Human Factors | 1986
James N. MacGregor; Eric S. Lee; Newman Lam
The paper investigates the issue of the optimal number of alternatives that should be placed on database menu pages. A previous search-time model (Lee and MacGregor, 1985) is extended by proposing a criterion-based decision model, which makes predictions about how the number of alternatives affects the search process and the pattern of errors that will result. An experimental test of the model largely supported the predictions and indicated that with naive users the optimal number of alternatives per page is four to five. These values resulted in the shortest search times, the highest success rates, and the highest preference rankings.

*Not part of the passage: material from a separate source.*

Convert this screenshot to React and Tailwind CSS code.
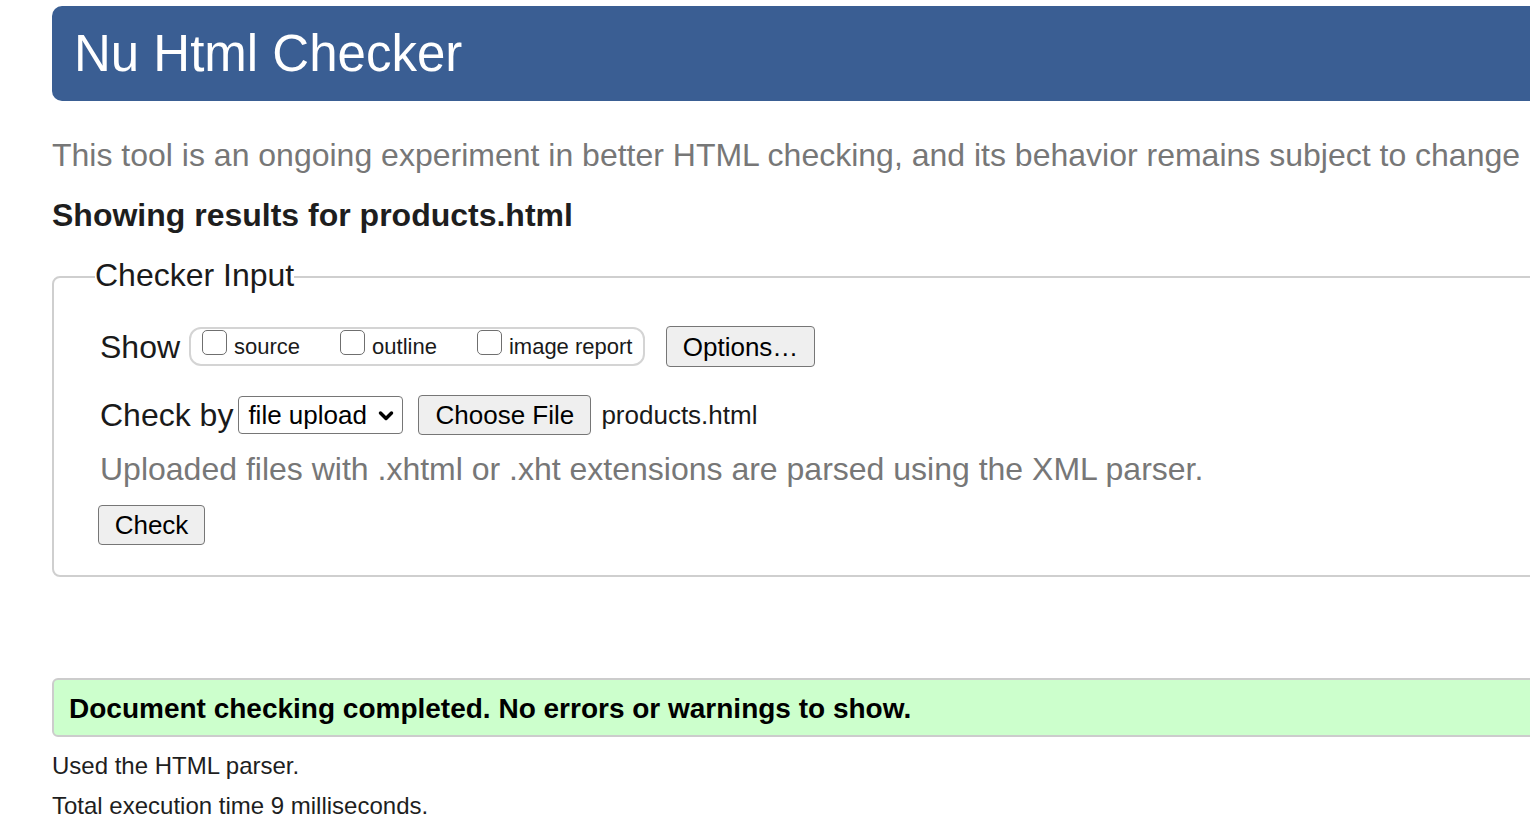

The Journal of Problem Solving | 2011
Yun Chu; James N. MacGregor
The article provides a review of recent research on insight problem-solving performance. We discuss what insight problems are, the different types of classic and newer insight problems, and how we can classify them. We also explain some of the other aspects that affect insight performance, such as hints, analogs, training, thinking aloud, and individual differences. In addition, we describe some of the main theoretical explanations that have been offered. Finally, we present some measures of insight and relevant neuroscience contributions to the area over the last decade.
Perception | 1999
James N. MacGregor; Thomas C. Ormerod; Edward P. Chronicle
The travelling salesperson problem (TSP) provides a realistic and practical example of a visuo-spatial problem-solving task. In previous research, we have found that the quality of solutions produced by human participants for small TSPs compares well with solutions from a range of computer algorithms. We have proposed that the ability of participants to find solutions reflects the natural properties of human perception, solutions being found through global perceptual processing of the problem array to extract a best figure from the TSP points. In this paper, we extend the study of human performance on the task in order to understand further how human abilities are utilised in solving real-world TSPs. The results of experiment 1 show that high levels of solution quality are maintained in solving larger TSPs than had been investigated previously with human participants, and that the presence of an implied real-world context in the problems has no effect upon performance. Experiment 2 demonstrated that the presence of regularity in the point layout of a TSP can facilitate performance. This was confirmed in experiment 3, where effects of the internality of point clusters were also found. All three experiments were consistent with a global, perceptually based approach to the problem by participants. We suggest that the role of perceptual processing in spatial problem-solving is an important area for further research in both theoretical and applied domains.